Monday 27 August 2012

Ministry Does Not Equal to Intimacy with God

By Jack Chui

Today (or yesterday if I this gets posted on Monday) was the probably the busiest day in ministry I have ever been involved in. Pushing off from home at 9am, I was coordinating a BBQ at church, stopped for a coffee with friends for an hour before leading a group out to the detention centre for Outreach in the afternoon, then finished with evening mass and helping Jean out in her music ministry. That last one was optional and I got home at 10pm not exhausted but with enough energy to start writing this post.

I entered today having read this short article which a good friend sent me the day before:
http://lp.willowcreek.com/WCA-Blog/August-2012/Craig-Groeschel-on-Investing-in-Your-Personal-Deve

And I believe he's right - Ministry does not equal intimacy with God. I had known this for some time now being in active ministry for a few years and having experienced it first hand but the article made me stop and think about it without quickly pressing the 'Archive' button in gmail. Initially like others, I entered ministry as a seemingly good way to grow my faith in God. So why then do I put myself under so much stress and trouble in so many ministries? (I'm a leader in STAY, a leader in Outreach, a leader for a Tuesday cell group and help out with almost everything during mass and around mass for St. Augustine's)
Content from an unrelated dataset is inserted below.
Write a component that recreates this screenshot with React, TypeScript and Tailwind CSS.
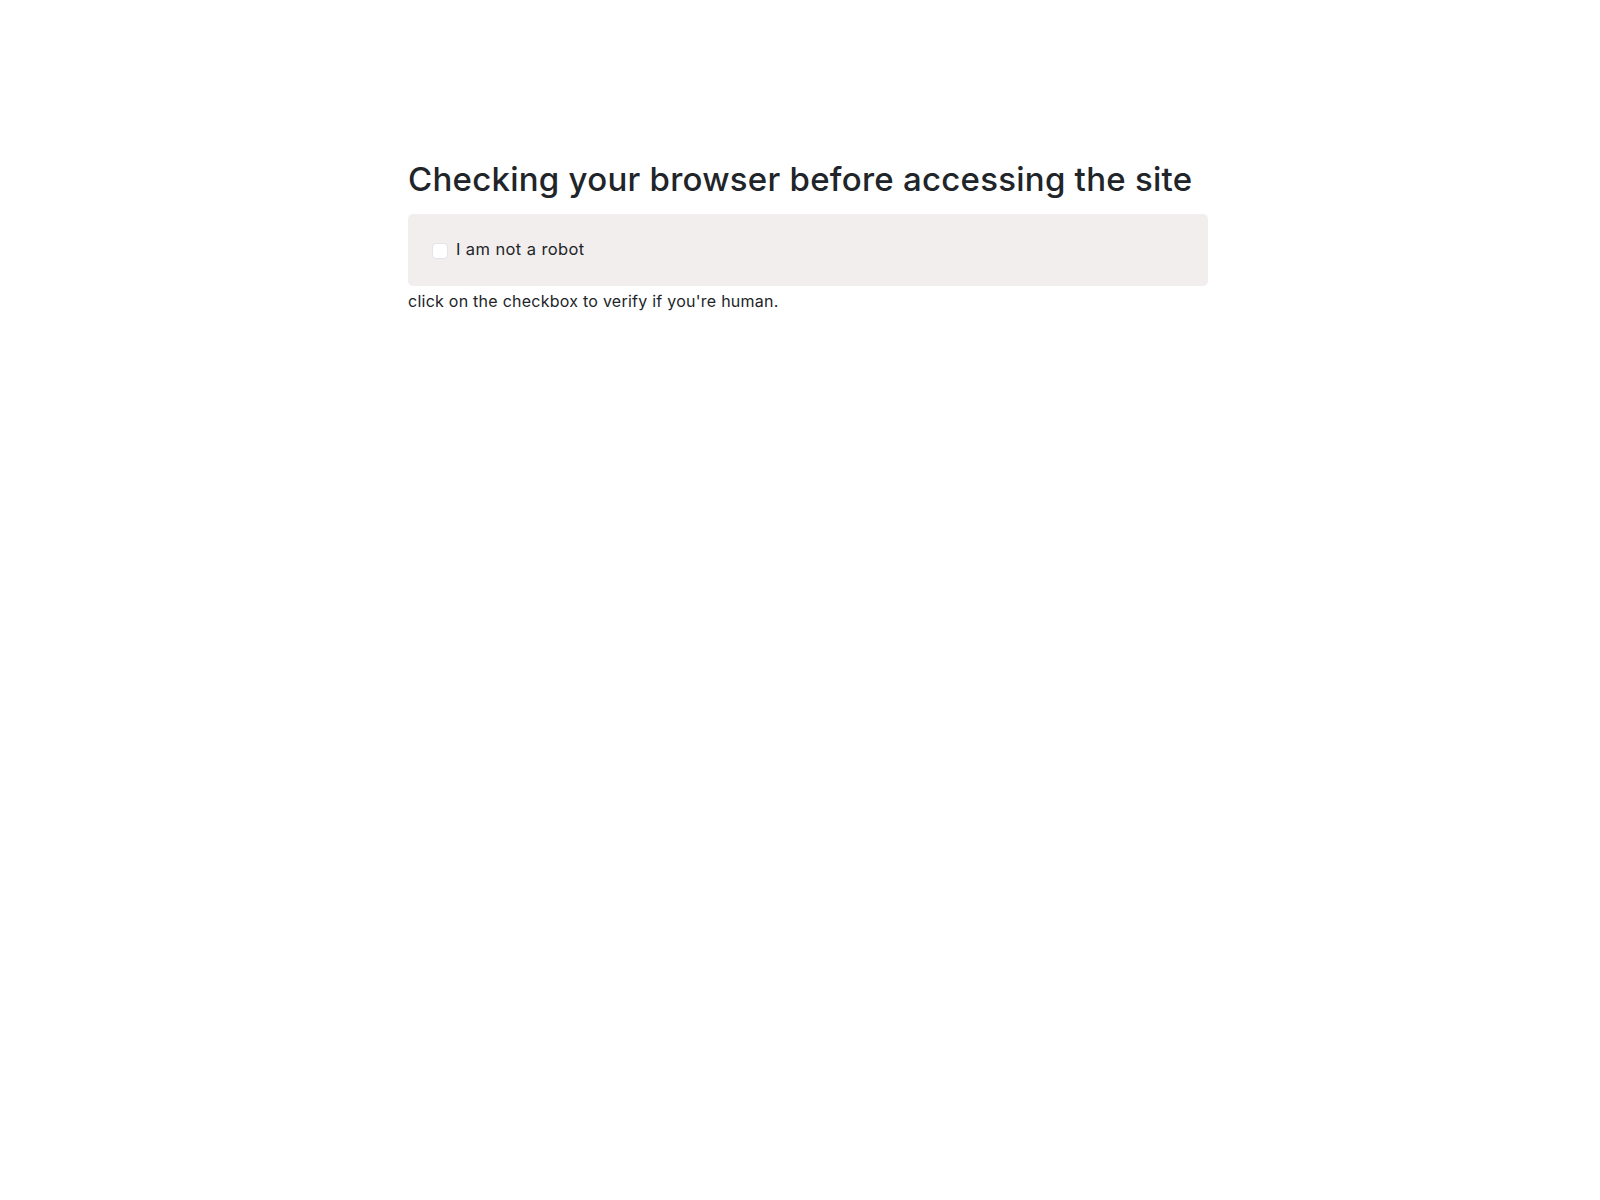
export default function App() {
  return (
    <div className="min-h-screen bg-white pl-4 pt-[160px] text-[#212529]" style={{ fontFamily: 'Inter, "Noto Sans", sans-serif' }}>
      <div className="mx-auto w-[800px]">
        <h1 className="mb-[14px] text-[33px] font-medium leading-[1.2] tracking-[0.25px]">
          Checking your browser before accessing the site
        </h1>
        <div className="flex h-[72px] items-center rounded-[5px] bg-[#f2eeee] px-6">
          <label className="flex items-center gap-2 text-[16.5px] tracking-[0.4px]">
            <span className="mt-[2px] h-[16px] w-[16px] rounded-[4px] border border-[#e4e4ea] bg-white" />
            I am not a robot
          </label>
        </div>
        <p className="mt-[3px] text-[16px] leading-[1.5] tracking-[0.25px]">click on the checkbox to verify if you're human.</p>
      </div>
    </div>
  );
}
I think its a combination of my love for the Church and that I love to give. The Church has given me so much - most importantly my faith, and I want to share that faith and joy with more people. Its almost like I don't really care about myself so much because its more important to me that others are better than me. But still, I should care about myself, because I have to be able to love myself first to be able to love others well.
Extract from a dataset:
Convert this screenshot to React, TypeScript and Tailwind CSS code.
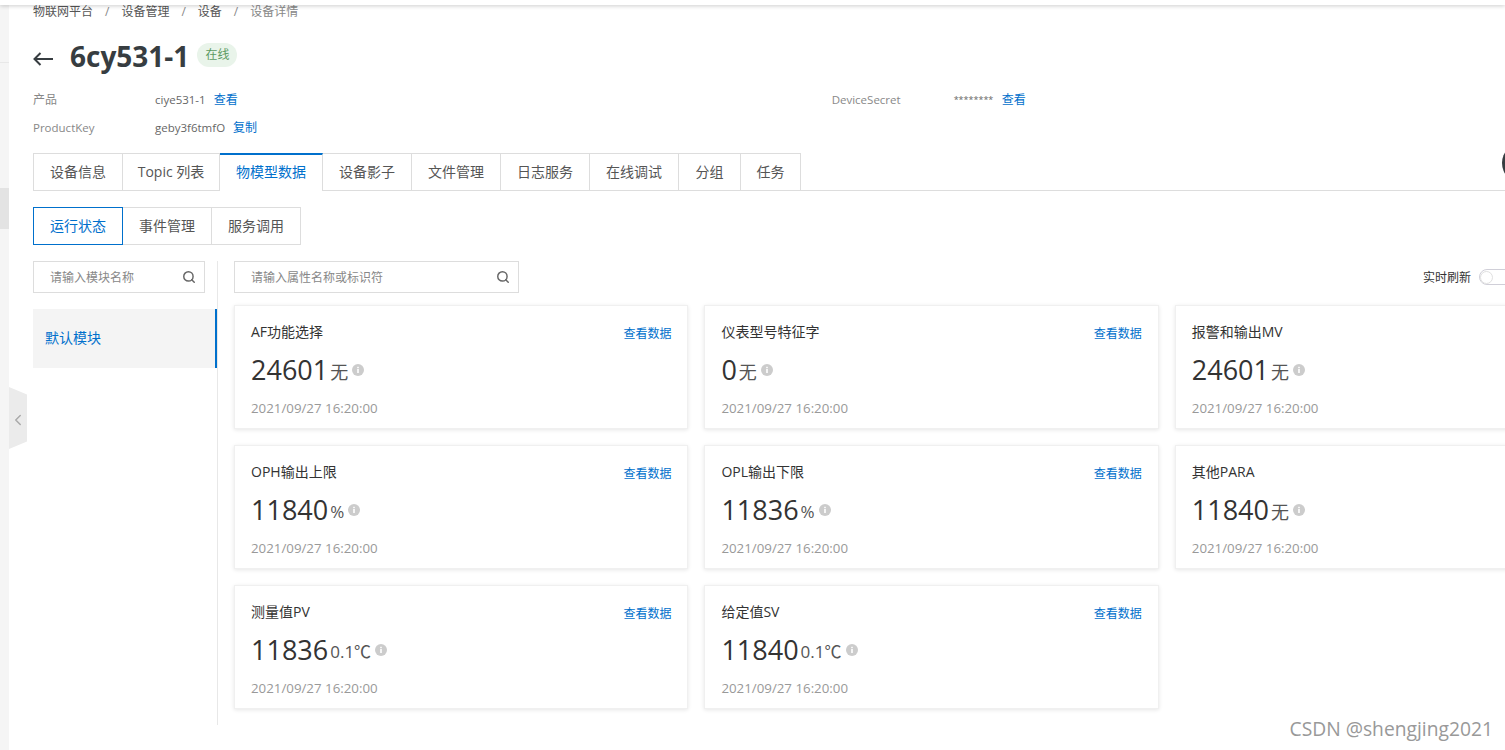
import React from 'react';
import { ChevronLeft, Search } from 'lucide-react';

const tabs = ['设备信息', 'Topic 列表', '物模型数据', '设备影子', '文件管理', '日志服务', '在线调试', '分组', '任务'];
const tabWidths = ['w-[90px]', 'w-[97px]', 'w-[103px]', 'w-[89px]', 'w-[89px]', 'w-[89px]', 'w-[89px]', 'w-[62px]', 'w-[60px]'];
const subTabs = ['运行状态', '事件管理', '服务调用'];

const cards = [
  { title: 'AF功能选择', value: '24601', unit: '无' },
  { title: '仪表型号特征字', value: '0', unit: '无' },
  { title: '报警和输出MV', value: '24601', unit: '无' },
  { title: 'OPH输出上限', value: '11840', unit: '%' },
  { title: 'OPL输出下限', value: '11836', unit: '%' },
  { title: '其他PARA', value: '11840', unit: '无' },
  { title: '测量值PV', value: '11836', unit: '0.1℃' },
  { title: '给定值SV', value: '11840', unit: '0.1℃' },
];

function InfoDot() {
  return (
    <svg viewBox="0 0 12 12" className="w-3 h-3 ml-1 shrink-0">
      <circle cx="6" cy="6" r="6" fill="#cccccc" />
      <rect x="5.2" y="5" width="1.6" height="4" fill="#ffffff" />
      <rect x="5.2" y="2.8" width="1.6" height="1.4" fill="#ffffff" />
    </svg>
  );
}

function PropertyCard({ title, value, unit }: { title: string; value: string; unit: string }) {
  return (
    <div className="h-[124px] bg-white border border-[#f0f0f0] shadow-[0_1px_4px_rgba(0,0,0,0.1)] pt-4 px-4">
      <div className="flex items-center justify-between h-5">
        <span className="text-sm text-[#333]">{title}</span>
        <a className="text-xs text-[#0070cc] pt-[3px]">查看数据</a>
      </div>
      <div className="flex items-center h-9 mt-[10px]">
        <span className="text-[27px] leading-9 text-[#333]">{value}</span>
        <span className={`${unit === '无' ? 'text-[18px]' : 'text-[17px]'} leading-9 text-[#555] ml-[2px] mt-1`}>{unit}</span>
        <InfoDot />
      </div>
      <div className="text-[13.3px] leading-5 text-[#999] mt-[10px]">2021/09/27 16:20:00</div>
    </div>
  );
}

function SearchBox({ placeholder, width }: { placeholder: string; width: string }) {
  return (
    <div className={`${width} h-8 border border-[#dddddd] flex items-center justify-between pl-4 pr-2 bg-white`}>
      <span className="text-xs text-[#888] pt-[2px]">{placeholder}</span>
      <Search className="w-[14px] h-[14px] text-[#666]" strokeWidth={2.5} />
    </div>
  );
}

export default function App() {
  return (
    <div className="relative w-[1505px] h-[750px] overflow-hidden bg-white flex [font-family:'Open_Sans','Noto_Sans_CJK_SC',sans-serif]">
      {/* Left rail */}
      <div className="w-[9px] shrink-0 bg-[#f5f5f5] pt-[62px]">
        <div className="h-px bg-[#e8e8e8]" />
        <div className="h-[41px] bg-[#e3e3e3] mt-[125px]" />
      </div>

      {/* Page */}
      <div className="flex-1 min-w-0 pl-6">
        <div className="flex items-center h-5 mt-[2px] text-xs text-[#555]">
          <span>物联网平台</span>
          <span className="mx-3 text-[#888]">/</span>
          <span>设备管理</span>
          <span className="mx-3 text-[#888]">/</span>
          <span>设备</span>
          <span className="mx-3 text-[#888]">/</span>
          <span className="text-[#888]">设备详情</span>
        </div>

        <div className="flex items-center h-10 mt-[14px]">
          <svg viewBox="0 0 20 14" className="w-5 h-[14px] mr-[17px] mt-[6px]" fill="none" stroke="#373d41" strokeWidth="2">
            <path d="M7.5 1 L1.5 7 L7.5 13 M1.5 7 H20" />
          </svg>
          <h1 className="text-[28px] font-bold text-[#373d41] leading-10">6cy531-1</h1>
          <span className="ml-2 mt-[-2px] h-6 w-10 rounded-full bg-[#e9f4ea] text-xs text-[#5b9a62] flex items-center justify-center">在线</span>
        </div>

        <div className="flex h-7 items-center mt-[10px] text-xs">
          <span className="w-[122px] text-[#888]">产品</span>
          <span className="text-[11.5px] text-[#666]">ciye531-1</span>
          <a className="ml-2 text-[#0070cc]">查看</a>
          <span className="ml-[594px] w-[122px] text-[11.5px] text-[#888]">DeviceSecret</span>
          <span className="w-10 text-[9px] text-[#666]">********</span>
          <a className="ml-2 text-[#0070cc]">查看</a>
        </div>
        <div className="flex h-7 items-center text-xs">
          <span className="w-[122px] text-[11.5px] text-[#888]">ProductKey</span>
          <span className="text-[11.5px] text-[#666]">geby3f6tmfO</span>
          <a className="ml-2 text-[#0070cc]">复制</a>
        </div>

        {/* Tabs */}
        <div className="flex h-[38px] mt-[11px] border-b border-[#dddddd]">
          {tabs.map((tab, i) =>
            i === 2 ? (
              <div key={tab} className={`${tabWidths[i]} h-[38px] pb-[2px] bg-white border-t-2 border-[#0070cc] border-r border-r-[#dddddd] text-sm text-[#0070cc] flex items-center justify-center`}>
                {tab}
              </div>
            ) : (
              <div key={tab} className={`${tabWidths[i]} h-[38px] pb-[2px] border-t border-r border-[#dddddd] ${i === 0 ? 'border-l' : ''} text-sm text-[#555] flex items-center justify-center`}>
                {tab}
              </div>
            ),
          )}
        </div>

        {/* Sub tabs */}
        <div className="flex h-[38px] mt-4">
          {subTabs.map((tab, i) => (
            <div
              key={tab}
              className={`text-sm flex items-center justify-center border ${i === 0 ? 'w-[90px] border-[#0070cc] text-[#0070cc]' : 'w-[89px] border-l-0 border-[#dddddd] text-[#555]'}`}
            >
              {tab}
            </div>
          ))}
        </div>

        {/* Body */}
        <div className="flex mt-4 w-[1486px]">
          <div className="w-[185px] h-[464px] shrink-0 border-r border-[#e8e8e8]">
            <SearchBox placeholder="请输入模块名称" width="w-[172px]" />
            <div className="mt-4 h-[59px] pb-[2px] bg-[#f4f4f4] border-r-2 border-[#0070cc] flex items-center pl-3 text-sm text-[#0070cc]">
              默认模块
            </div>
          </div>
          <div className="pl-4 flex-1 min-w-0">
            <div className="flex items-center justify-between h-8">
              <SearchBox placeholder="请输入属性名称或标识符" width="w-[285px]" />
              <div className="flex items-center">
                <span className="text-xs text-[#333] pt-[2px]">实时刷新</span>
                <div className="ml-2 w-[40px] h-4 rounded-full border border-[#d0cfd8] flex items-center shrink-0">
                  <div className="w-[13px] h-[13px] rounded-full bg-white border border-[#e0e0e0]" />
                </div>
              </div>
            </div>
            <div className="grid grid-cols-[454.4px_454.4px_454.4px] gap-4 mt-3">
              {cards.map((card) => (
                <PropertyCard key={card.title} {...card} />
              ))}
            </div>
          </div>
        </div>
      </div>

      {/* Overlays */}
      <div className="absolute top-0 left-0 right-0 h-[5px] bg-white shadow-[0_1px_4px_rgba(0,0,0,0.2)]" />
      <div className="absolute left-[9px] top-[387px] w-[18px] h-[62px] pt-[3px] bg-[#ebebeb] flex items-center justify-center [clip-path:polygon(0_0,100%_12%,100%_88%,0_100%)]">
        <ChevronLeft className="w-5 h-5 text-[#aaa]" />
      </div>
      <div className="absolute left-[1502px] top-[143px] w-10 h-10 rounded-full bg-[#373d41]" />
      <div className="absolute right-3 top-[715px] text-[19.25px] leading-7 text-[#999] [text-shadow:0_0_2px_#fff]">CSDN @shengjing2021</div>
    </div>
  );
}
My personal relationship with God is virtually non-existent. Its scary admitting this because I'm in active ministry but I think its kind of true. A lot of what I know about God is in my head, and not so much in my heart. God seems really real and present when I really need him in tough times, but when tough times are over, He fades away - or more that I make Him fade away. Before I started being active in ministry, my prayer life was a lot better than what it is now, and its a struggle at the moment.
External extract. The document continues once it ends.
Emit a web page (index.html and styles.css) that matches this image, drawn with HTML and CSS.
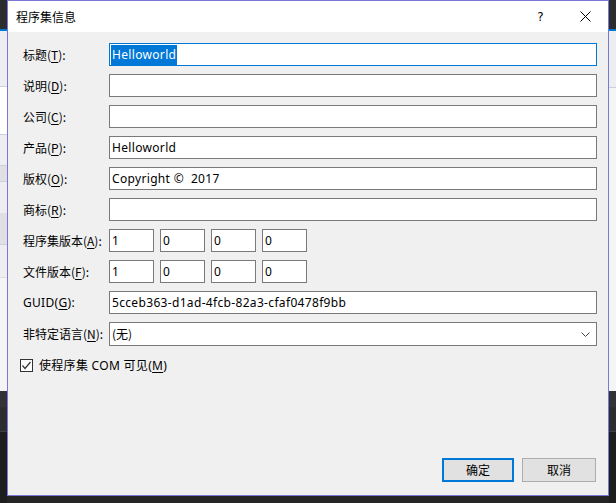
FILE: index.html
```html
<!DOCTYPE html>
<html lang="zh-CN">
<head>
<meta charset="utf-8">
<title>程序集信息</title>
<link rel="stylesheet" href="styles.css">
</head>
<body>
<div class="desk">
  <div class="strip">
    <div class="s-dark" style="height:31px"></div>
    <div class="s-blue" style="height:2px"></div>
    <div class="s-light" style="height:58px"></div>
    <div class="s-line" style="height:1px"></div>
    <div class="s-white" style="height:50px"></div>
    <div class="s-line" style="height:1px"></div>
    <div class="s-light" style="height:32px"></div>
    <div class="s-line" style="height:1px"></div>
    <div class="s-gray" style="height:15px"></div>
    <div class="s-line" style="height:1px"></div>
    <div class="s-light" style="height:33px"></div>
    <div class="s-gray" style="height:33px"></div>
    <div class="s-line" style="height:1px"></div>
    <div class="s-light" style="height:34px"></div>
    <div class="s-line2" style="height:1px"></div>
    <div class="s-pale" style="height:119px"></div>
    <div class="s-mid" style="height:17px"></div>
    <div class="s-dark" style="height:26px"></div>
    <div class="s-line3" style="height:1px"></div>
    <div class="s-deep" style="height:75px"></div>
  </div>

  <div class="dialog">
    <div class="titlebar">
      <span class="title">程序集信息</span>
      <div class="tb-buttons">
        <span class="tb-btn tb-help">?</span>
        <span class="tb-btn">
          <svg width="11" height="11" viewBox="0 0 11 11"><path d="M0.5 0.5 L10.5 10.5 M10.5 0.5 L0.5 10.5" stroke="#000" stroke-width="1" fill="none"/></svg>
        </span>
      </div>
    </div>

    <div class="body">
      <div class="form">
        <label class="lbl">标题(<u>T</u>):</label>
        <div class="field focused"><span class="sel">Helloworld</span></div>

        <label class="lbl">说明(<u>D</u>):</label>
        <div class="field"></div>

        <label class="lbl">公司(<u>C</u>):</label>
        <div class="field"></div>

        <label class="lbl">产品(<u>P</u>):</label>
        <div class="field">Helloworld</div>

        <label class="lbl">版权(<u>O</u>):</label>
        <div class="field">Copyright ©&nbsp; 2017</div>

        <label class="lbl">商标(<u>R</u>):</label>
        <div class="field"></div>

        <label class="lbl">程序集版本(<u>A</u>):</label>
        <div class="ver">
          <div class="field small">1</div>
          <div class="field small">0</div>
          <div class="field small">0</div>
          <div class="field small">0</div>
        </div>

        <label class="lbl">文件版本(<u>F</u>):</label>
        <div class="ver">
          <div class="field small">1</div>
          <div class="field small">0</div>
          <div class="field small">0</div>
          <div class="field small">0</div>
        </div>

        <label class="lbl lbl-latin">GUID(<u>G</u>):</label>
        <div class="field">5cceb363-d1ad-4fcb-82a3-cfaf0478f9bb</div>

        <label class="lbl">非特定语言(<u>N</u>):</label>
        <div class="field combo">
          <span>(无)</span>
          <svg class="chev" width="9" height="5" viewBox="0 0 9 5"><path d="M0.5 0.5 L4.5 4.5 L8.5 0.5" stroke="#444" stroke-width="1" fill="none"/></svg>
        </div>
      </div>

      <div class="check-row">
        <span class="checkbox">
          <svg width="11" height="11" viewBox="0 0 11 11"><path d="M1.5 5.5 L4 8.5 L9.5 2" stroke="#333" stroke-width="1.2" fill="none"/></svg>
        </span>
        <span class="check-label">使程序集 COM 可见(<u>M</u>)</span>
      </div>

      <div class="footer">
        <button class="btn btn-ok">确定</button>
        <button class="btn btn-cancel">取消</button>
      </div>
    </div>
  </div>

  <div class="strip">
    <div class="s-dark" style="height:31px"></div>
    <div class="s-blue" style="height:2px"></div>
    <div class="s-light" style="height:59px"></div>
    <div class="s-line" style="height:1px"></div>
    <div class="s-pale" style="height:320px"></div>
    <div class="s-mid" style="height:17px"></div>
    <div class="s-dark" style="height:26px"></div>
    <div class="s-line3" style="height:1px"></div>
    <div class="s-deep" style="height:75px"></div>
  </div>
</div>
</body>
</html>
```

FILE: styles.css
```css
html, body {
  margin: 0;
  padding: 0;
}
body {
  background: #252526;
  font-family: "Noto Sans", "Noto Sans CJK SC", sans-serif;
  font-size: 12px;
  color: #000;
  width: 616px;
  height: 503px;
  overflow: hidden;
}
.desk {
  display: flex;
  height: 503px;
}
.strip {
  width: 7px;
  display: flex;
  flex-direction: column;
}
.s-dark { background: #2d2d30; }
.s-blue { background: #007acc; }
.s-light { background: #eeeef2; }
.s-line { background: #cccedb; }
.s-line2 { background: #dddddd; }
.s-white { background: #ffffff; }
.s-gray { background: #e0e0e4; }
.s-pale { background: #f5f5f5; }
.s-mid { background: #333337; }
.s-line3 { background: #3f3f46; }
.s-deep { background: #1e1e1e; }

.dialog {
  width: 602px;
  height: 496px;
  box-sizing: border-box;
  border: 1px solid #7a78d6;
  background: #f0f0f0;
  display: flex;
  flex-direction: column;
}
.titlebar {
  height: 31px;
  background: #fff;
  display: flex;
  align-items: center;
  justify-content: space-between;
  flex-shrink: 0;
}
.title {
  padding-left: 8px;
  font-family: "Noto Sans CJK SC", sans-serif;
  font-size: 12px;
  line-height: 16px;
}
.tb-buttons {
  display: flex;
  height: 31px;
}
.tb-btn {
  width: 45px;
  height: 31px;
  display: flex;
  align-items: center;
  justify-content: center;
}
.tb-help {
  font-family: "DejaVu Sans", sans-serif;
  font-size: 12px;
  line-height: 12px;
}
.body {
  flex: 1;
  display: flex;
  flex-direction: column;
}
.form {
  display: grid;
  grid-template-columns: 86px 1fr;
  row-gap: 8px;
  align-items: center;
  padding: 11px 11px 0 15px;
}
.lbl {
  font-family: "Noto Sans CJK SC", sans-serif;
  line-height: 16px;
  white-space: nowrap;
}
.lbl-latin {
  font-family: "Noto Sans", "Noto Sans CJK SC", sans-serif;
  letter-spacing: 0.3px;
}
.lbl u, .check-label u {
  text-underline-offset: 2px;
}
.field {
  height: 23px;
  box-sizing: border-box;
  border: 1px solid #7a7a7a;
  background: #fff;
  padding: 0 2px;
  line-height: 21px;
  white-space: nowrap;
  overflow: hidden;
  letter-spacing: 0.33px;
}
.field.focused {
  border-color: #0078d7;
  padding-left: 1px;
}
.sel {
  display: inline-block;
  background: #0078d7;
  color: #fff;
  line-height: 20px;
  padding: 0 1px;
}
.ver {
  display: flex;
  gap: 6px;
}
.field.small {
  width: 45px;
}
.combo {
  height: 24px;
  line-height: 22px;
  display: flex;
  justify-content: space-between;
  align-items: center;
  font-family: "Noto Sans CJK SC", sans-serif;
  letter-spacing: 0;
}
.chev {
  margin-right: 4px;
}
.check-row {
  display: flex;
  align-items: center;
  margin: 13px 0 0 12px;
  height: 13px;
}
.checkbox {
  width: 13px;
  height: 13px;
  box-sizing: border-box;
  border: 1px solid #333;
  background: #fff;
  display: flex;
  align-items: center;
  justify-content: center;
}
.check-label {
  margin-left: 6px;
  font-family: "Noto Sans", "Noto Sans CJK SC", sans-serif;
  line-height: 16px;
  letter-spacing: 0.3px;
}
.footer {
  margin-top: auto;
  display: flex;
  justify-content: flex-end;
  gap: 8px;
  padding: 0 12px 13px 0;
}
.btn {
  height: 24px;
  box-sizing: border-box;
  background: #e1e1e1;
  font-family: "Noto Sans CJK SC", sans-serif;
  font-size: 12px;
  color: #000;
  padding: 0;
  margin: 0;
  line-height: 16px;
}
.btn-ok {
  width: 72px;
  border: 2px solid #0078d7;
}
.btn-cancel {
  width: 74px;
  border: 1px solid #adadad;
}
```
For me, its seems to be the right time in my life to give a lot of my time to ministry. I have a stable job, financially well off, study commitments are finished, live on my own near the church and am single/uncommitted. I'm in the right place and time for this sort of work and I should make the most of it before things come around in my life to make it more complicated. This season in my life may not last so long adding to the desire of doing what I can while I can.

I was big receiver of ministry in the past and continue to receive it but in a distant way - so I'm still being fed spiritually. In those times I have been formed and I would say not quite enough because other people in those groups are spiritually much stronger than me and yet I've been thrown into quite active ministry. I am actually quite unqualified especially with the weak prayer life and relationship with God that I have to be able to lead church ministries. Yet I still do...

Sometimes, I/we could be the only person by which another person that we meet could experience God. Today at the detention centre, the refugees wanted some prayer and few of the visitors want to pray over a refugee let alone know how to actually do one. I'm not that experienced at doing it and its not exactly a task which everyone's going to put their hands up to do so its the choice of saying an 'incompetent' prayer or not praying for them at all. I have learnt to just do it, even though I'm not qualified.

I don't think anyone is ever ready for big things in life - like a new job, dating, getting married and having kids. Its hard to be fully prepared for these things - many times what ends up happening is so different to our expectations. I think its like that with ministry as well. Who is ever qualified to lead ministry? Its something that's learned by just doing, observing and just being involved. I guess I'm a very slow learner... I give what little I have, and hope that God will multiply it like Jesus did with the 5 loaves and 2 fish.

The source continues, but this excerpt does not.